Kedua, calon pengelola dan seluruh unsur yang terlibat perlu diberikan pelatihan manajemen khusus yang bersifat profesional dan substansial pula, bukan formalitas. Dapat dimasukkan program kunjungan dan studi serius ke lembaga yang berhasil mengelola program sejenis, seperti ke MAN 3 Malang. Bahkan, tidak berlebihan ada kemungkinan untuk berkunjung dan menimba ilmu dan pengalaman ke luar negeri manakala dibutuhkan. Tetapi, perlu ditekankan pelatihan dan kunjungan di sini lebih bersifat profesional, substansial, praktis dan terapan, bukan formalitas dan teoritis.

Ketiga, perlu perencanaan matang. Program khusus ini seharusnya sudah dirancang secara terencana, serius, mendalam, rinci, praktis, dan transparan terhadap seluruh aspek yang terkait. Jelas untuk berapa lama, sumber dana, kesiapan dan persiapan guru serta pengelola, tersedia perangkat yang dibutuhkan, dan seterusnya.

Ada tiga catatan akhir yang ingin penulis sampaikan. Pertama, tidak berlebihan untuk mengusulkan agar Depag mencoba mencermati kembali aset miliknya untuk diberdayakan, khususnya aset dari program khusus yang dibeli dengan uang banyak. Kedua, program unggulan yang terbukti dapat memberikan kontribusi signifikan dalam proses pencerdasan anak bangsa, sebaiknya dipertahankan, bahkan perlu diperbaiki dan ditingkatkan kualitasnya, seperti Program Pembibitan Dosen dan MAN-PK.

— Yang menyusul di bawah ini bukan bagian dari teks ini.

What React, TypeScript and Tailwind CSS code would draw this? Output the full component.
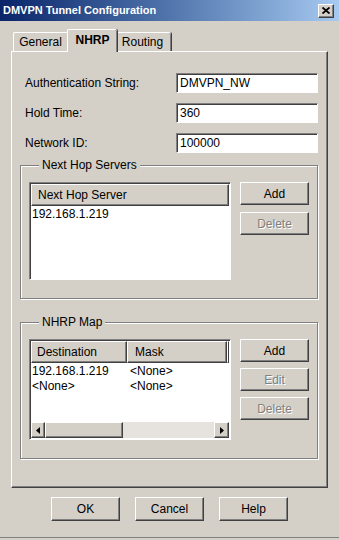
const raised =
  "border border-t-white border-l-white border-r-[#404040] border-b-[#404040] shadow-[inset_-1px_-1px_0_#808080] bg-[#d4d0c8]";
const sunken =
  "border border-t-[#808080] border-l-[#808080] border-r-white border-b-white shadow-[inset_1px_1px_0_#404040] bg-white";
const etched = "border border-[#808080] shadow-[inset_1px_1px_0_#fff,1px_1px_0_#fff]";

function Tab({ label, selected }: { label: string; selected?: boolean }) {
  if (selected) {
    return (
      <div className="relative z-10 -mx-[2px] -mb-px flex h-[23px] w-[50px] items-center justify-center rounded-t-[2px] border-l border-t border-white bg-[#d4d0c8] pb-[2px] font-bold shadow-[1px_0_0_#404040,inset_-1px_0_0_#808080]">
        {label}
      </div>
    );
  }
  return (
    <div className="flex h-[19px] w-[56px] items-center justify-center rounded-t-[2px] border-l border-t border-white pr-[2px] shadow-[1px_0_0_#404040,inset_-1px_0_0_#808080]">
      {label}
    </div>
  );
}

function Field({ label, value }: { label: string; value: string }) {
  return (
    <div className="flex h-[20px] items-center">
      <span className="w-[151px]">{label}</span>
      <div className={`${sunken} flex h-[20px] w-[142px] items-center px-[3px]`}>{value}</div>
    </div>
  );
}

function Button({ label, disabled, w = "w-[69px]", h = "h-[23px]" }: { label: string; disabled?: boolean; w?: string; h?: string }) {
  return (
    <div
      className={`${raised} ${w} ${h} flex items-center justify-center ${
        disabled ? "text-[#808080] [text-shadow:1px_1px_0_#fff]" : ""
      }`}
    >
      {label}
    </div>
  );
}

function Group({ title, className, children }: { title: string; className: string; children: React.ReactNode }) {
  return (
    <div className={`relative w-[298px] ${etched} ${className}`}>
      <span className="absolute -top-[8px] left-[18px] bg-[#d4d0c8] px-[3px] leading-[15px]">{title}</span>
      {children}
    </div>
  );
}

function Arrow({ dir }: { dir: "left" | "right" }) {
  return (
    <svg width="4" height="7" viewBox="0 0 4 7">
      {dir === "left" ? <path d="M4 0 L0 3.5 L4 7 Z" fill="#000" /> : <path d="M0 0 L4 3.5 L0 7 Z" fill="#000" />}
    </svg>
  );
}

export default function App() {
  return (
    <div className="flex h-[540px] w-[339px] flex-col bg-[#d4d0c8] font-['Liberation_Sans',Arial,sans-serif] text-[12px] leading-none text-black">
      <div className="flex h-[21px] shrink-0 items-center justify-between bg-gradient-to-r from-[#0a246a] to-[#a6caf0] pl-[3px] pr-[5px]">
        <span className="text-[11px] font-bold text-white">DMVPN Tunnel Configuration</span>
        <div className={`${raised} flex h-[14px] w-[16px] items-center justify-center`}>
          <svg width="8" height="7" viewBox="0 0 8 7">
            <path d="M0.5 0.5 L7.5 6.5 M7.5 0.5 L0.5 6.5" stroke="#000" strokeWidth="1.8" />
          </svg>
        </div>
      </div>

      <div className="flex h-[30px] shrink-0 items-end pl-[13px]">
        <Tab label="General" />
        <Tab label="NHRP" selected />
        <Tab label="Routing" />
      </div>

      <div className="ml-[11px] flex h-[437px] w-[317px] shrink-0 flex-col border border-t-white border-l-white border-r-[#404040] border-b-[#404040] pl-[8px] pt-[21px] shadow-[inset_-1px_-1px_0_#808080]">
        <div className="flex flex-col gap-[10px] pl-[5px]">
          <Field label="Authentication String:" value="DMVPN_NW" />
          <Field label="Hold Time:" value="360" />
          <Field label="Network ID:" value="100000" />
        </div>

        <Group title="Next Hop Servers" className="mt-[12px] flex h-[134px] gap-[9px] pl-[8px] pt-[16px]">
          <div className={`${sunken} flex h-[98px] w-[202px] flex-col p-[1px]`}>
            <div className={`${raised} flex h-[22px] shrink-0 items-center pl-[6px]`}>Next Hop Server</div>
            <div className="flex h-[15px] items-center pl-[1px]">192.168.1.219</div>
          </div>
          <div className="flex flex-col gap-[7px]">
            <Button label="Add" />
            <Button label="Delete" disabled />
          </div>
        </Group>

        <Group title="NHRP Map" className="mt-[23px] flex h-[137px] gap-[9px] pl-[8px] pt-[16px]">
          <div className={`${sunken} flex h-[101px] w-[202px] flex-col p-[1px]`}>
            <div className="flex h-[22px] shrink-0">
              <div className={`${raised} flex w-[96px] items-center pl-[5px]`}>Destination</div>
              <div className={`${raised} flex w-[100px] items-center pl-[7px]`}>Mask</div>
              <div className={`${raised} flex-1`} />
            </div>
            <div className="flex h-[15px] items-center">
              <span className="w-[99px] pl-[1px]">192.168.1.219</span>
              <span>&lt;None&gt;</span>
            </div>
            <div className="flex h-[15px] items-center">
              <span className="w-[99px] pl-[1px]">&lt;None&gt;</span>
              <span>&lt;None&gt;</span>
            </div>
            <div className="flex-1" />
            <div className="flex h-[16px] shrink-0">
              <div className={`${raised} flex w-[14px] items-center justify-center`}>
                <Arrow dir="left" />
              </div>
              <div className={`${raised} w-[78px]`} />
              <div className="flex-1 bg-[#e6e3de]" />
              <div className={`${raised} flex w-[15px] items-center justify-center`}>
                <Arrow dir="right" />
              </div>
            </div>
          </div>
          <div className="flex flex-col gap-[6px]">
            <Button label="Add" />
            <Button label="Edit" disabled />
            <Button label="Delete" disabled />
          </div>
        </Group>
      </div>

      <div className="flex shrink-0 gap-[15px] pl-[51px] pt-[9px]">
        <Button label="OK" h="h-[24px]" />
        <Button label="Cancel" h="h-[24px]" />
        <Button label="Help" h="h-[24px]" />
      </div>
      <div className="flex-1" />
      <div className="h-[3px] shrink-0 border-t border-[#808080]" />
    </div>
  );
}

Program Pembibitan Dosen masih berjalan sampai sekarang, tetapi dari sisi kualitas sudah jauh dari cita-cita semula. Ketiga, dalam pengelolaan dan pendanaan program unggulan, ada baiknya bekerja sama dengan pemerintah daerah. Dengan kerja sama ini diharapkan akan semakin banyak program pendidikan unggulan yang dapat mempercepat pencerdasan bangsa.